“Let Freedom Ring, Facing the rising sun (the sun, the sun, the sun) of our new day begun (of our new day begun) Let us march on (march on, march on, march on) till victory
Let us march on (march on, march on, march on) till victory is won”
–from “Lift Every Voice and Sing” (aka The Negro National Anthem”) by James Weldon Johnson
On June 19, 1865 Union soldiers landed in Galveston, Texas with news that the Civil War had ended and that enslaved people were now free–this news came two and a half years after the Emancipation Proclamation had rendered slavery illegal (although It applied only to Confederate states that had seceded from the United States, leaving slavery untouched in the loyal border states). That day in history is now known as Juneteenth.

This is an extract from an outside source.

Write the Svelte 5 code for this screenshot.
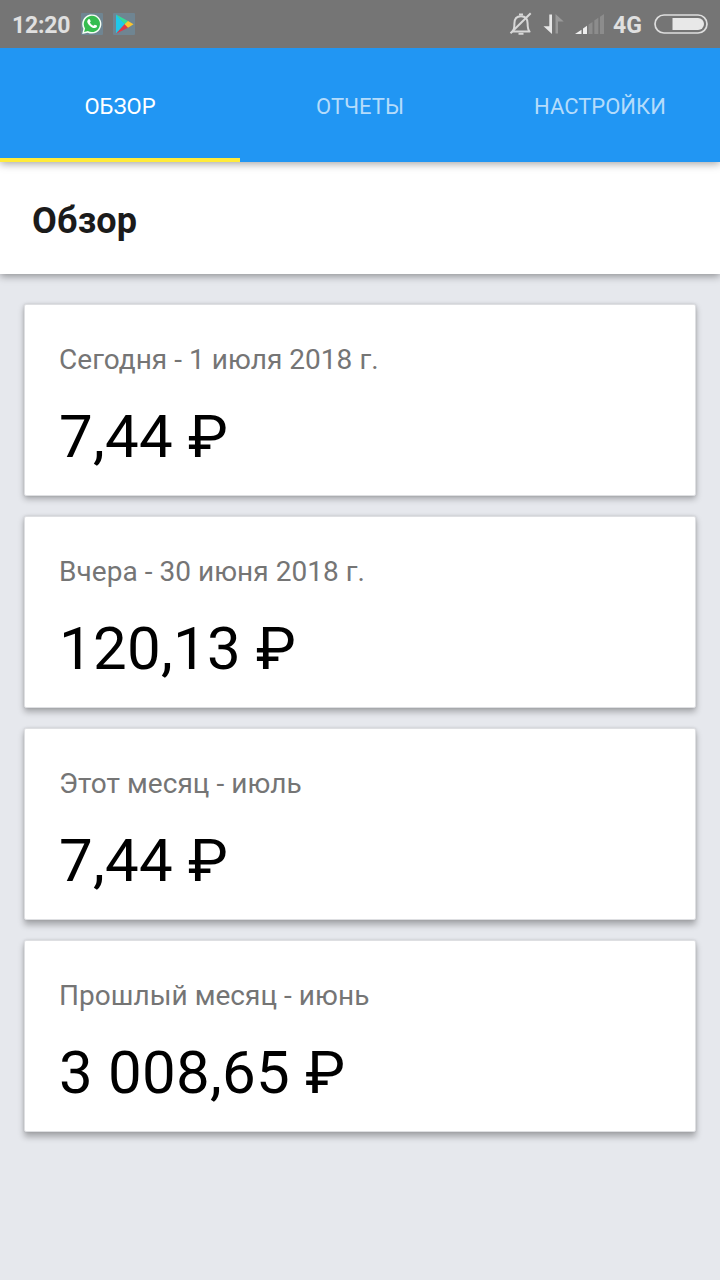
<script>
  const tabs = ['ОБЗОР', 'ОТЧЕТЫ', 'НАСТРОЙКИ'];
  const cards = [
    { label: 'Сегодня - 1 июля 2018 г.', value: '7,44 ₽' },
    { label: 'Вчера - 30 июня 2018 г.', value: '120,13 ₽' },
    { label: 'Этот месяц - июль', value: '7,44 ₽' },
    { label: 'Прошлый месяц - июнь', value: '3 008,65 ₽' }
  ];
</script>

<div class="screen">
  <div class="status">
    <span class="clock">12:20</span>
    <svg class="app-icon first" viewBox="0 0 22 22">
      <rect width="22" height="22" rx="1" fill="#6f8592" />
      <path d="M1.200 21 2.400 15.700A9.600 9.600 0 1 1 6.700 19.700Z" fill="#f4fff5" />
      <path d="M3.100 19.100 4.100 15.400A8.100 8.100 0 1 1 6.900 18Z" fill="#35bd50" />
      <path d="M7.300 6.400c.6-.6 1.300-.5 1.600.1l.8 1.800c.1.4-.6 1-.8 1.300.8 1.600 2 2.600 3.600 3.200.4-.4.900-1.300 1.400-1.100l1.900.9c.6.3.1 1.500-.5 2-1.200.9-3.100.5-5.100-.7-2-1.300-3.600-3.400-3.900-4.900-.2-1 .3-2 1-2.600Z" fill="#fff" />
    </svg>
    <svg class="app-icon" viewBox="0 0 22 22">
      <rect width="22" height="22" rx="1" fill="#6f8592" />
      <path d="M3 1.500 12 11 3 20.500Z" fill="#20c8ea" />
      <path d="M3 1.500 15.500 8.200 12 11.500Z" fill="#35dc9a" />
      <path d="M3 20.800 11.800 11 15.500 14.500Z" fill="#dd3949" />
      <path d="M15 8 20.500 11.200 15 14.800 11.600 11.300Z" fill="#fbc52e" />
    </svg>
    <span class="spacer"></span>
    <svg class="bell" viewBox="0 0 24 26" fill="none" stroke="#d8d8d8" stroke-width="2">
      <path d="M3.500 20.600C5.500 18.500 5.400 16 5.400 12.500 5.400 8.400 7.500 5.200 12 5.200c4.500 0 6.600 3.200 6.600 7.300 0 3.500 0 6 2 8.100Z" stroke-linejoin="round" />
      <path d="M10 3.500h4M9.500 22.800h5" />
      <path d="M1.500 22.300 21.700 2.200" />
    </svg>
    <svg class="data" viewBox="0 0 22 22">
      <path d="M6.300 1.500H9V21L.5 13.300H6.300Z" fill="#e8e8e8" />
      <path d="M12.500 1 20.700 8.400H15V20.500H12.500Z" fill="#999" />
    </svg>
    <svg class="signal" viewBox="0 0 30 20">
      <path d="M0 20 6.500 15.800V20Z" fill="#eee" />
      <path d="M8 14.500 12 11.700V20H8Z" fill="#eee" />
      <path d="M13.500 10.400 17.500 7.900V20H13.500ZM19.300 6.400 23.300 3.700V20H19.300ZM25 2.700 29 0V20H25Z" fill="#8c8c8c" />
    </svg>
    <span class="network">4G</span>
    <svg class="battery" viewBox="0 0 54 20">
      <rect x="1" y="1" width="52" height="18" rx="9" fill="none" stroke="#dedede" stroke-width="1.700" />
      <path d="M18.500 4H44a6 6 0 0 1 0 12H18.500Z" fill="#e8e8e8" />
    </svg>
  </div>

  <nav>
    {#each tabs as tab, i}
      <div class="tab" class:active={i === 0}>{tab}</div>
    {/each}
  </nav>

  <header><h1>Обзор</h1></header>

  <main>
    {#each cards as card, i}
      <section style:--depth="{3 + i * 0.6}px">
        <p class="label">{card.label}</p>
        <p class="value">{card.value}</p>
      </section>
    {/each}
  </main>
</div>

<style>
  :global(body) {
    margin: 0;
  }
  .screen {
    width: 720px;
    height: 1280px;
    display: flex;
    flex-direction: column;
    overflow: hidden;
    background: #e6e8ed;
    font-family: Roboto, sans-serif;
  }
  .status {
    height: 48px;
    flex: none;
    box-sizing: border-box;
    padding: 0 12px;
    display: flex;
    align-items: center;
    background: #757575;
    color: #e0e0e0;
    font-size: 23px;
    font-weight: 700;
    position: relative;
    z-index: 3;
  }
  .clock {
    width: 69px;
    white-space: nowrap;
    padding-top: 2px;
    letter-spacing: -0.200px;
  }
  .app-icon {
    width: 22px;
    height: 22px;
  }
  .app-icon.first {
    margin-right: 10px;
  }
  .spacer {
    flex: 1;
  }
  .bell {
    width: 24px;
    height: 26px;
    margin-right: 10px;
  }
  .data {
    width: 22px;
    height: 22px;
    margin-right: 10px;
  }
  .signal {
    width: 30px;
    height: 20px;
    margin-right: 8px;
  }
  .network {
    width: 41px;
    padding-top: 2px;
  }
  .battery {
    width: 54px;
    height: 20px;
  }
  nav {
    height: 114px;
    flex: none;
    display: grid;
    grid-template-columns: repeat(3, 240px);
    background: #2196f3;
    box-shadow: 0 2px 8px rgba(0, 0, 0, 0.35);
    position: relative;
    z-index: 2;
  }
  .tab {
    display: flex;
    align-items: center;
    justify-content: center;
    box-sizing: border-box;
    padding-top: 6px;
    border-bottom: 4px solid transparent;
    color: #b5dcfb;
    font-size: 22px;
  }
  .tab.active {
    color: #fff;
    border-color: #ffeb3b;
  }
  header {
    height: 112px;
    flex: none;
    box-sizing: border-box;
    padding: 5px 32px 0;
    display: flex;
    align-items: center;
    background: #fff;
    box-shadow: 0 2px 8px rgba(0, 0, 0, 0.4);
    position: relative;
    z-index: 1;
  }
  h1 {
    margin: 0;
    color: #1b1b1b;
    font-size: 36px;
    line-height: 42px;
    font-weight: 700;
    letter-spacing: 0.150px;
  }
  main {
    padding: 30px 24px;
    display: flex;
    flex-direction: column;
    gap: 20px;
  }
  section {
    height: 192px;
    box-sizing: border-box;
    padding: 38px 34px 0;
    background: #fff;
    border: 1px solid #dedfe2;
    border-radius: 2px;
    box-shadow: 0 var(--depth) 6px rgba(0, 0, 0, 0.28), 0 0 3px rgba(0, 0, 0, 0.12);
  }
  p {
    margin: 0;
    white-space: nowrap;
  }
  .label {
    color: #757575;
    font-size: 28px;
    line-height: 33px;
    letter-spacing: 0.040px;
  }
  .value {
    margin-top: 25px;
    color: #000;
    font-size: 60px;
    line-height: 71px;
    letter-spacing: 0.250px;
  }
</style>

There are so many stories about why enslaved people in Texas only learned of their freedom so long after emancipation; some say the messenger with news of freedom was murdered, others say enslavers and profiteers withheld the news so they could continue to take advantage of forced laborers. Some even wondered whether President Lincoln had any influence in the rebellious states. In all cases, the news of freedom remains a cause for celebration for Black people all over the United States. It matters more than ever right now. It is also a call for all of us to be vigilant about our education and knowledge about our rights.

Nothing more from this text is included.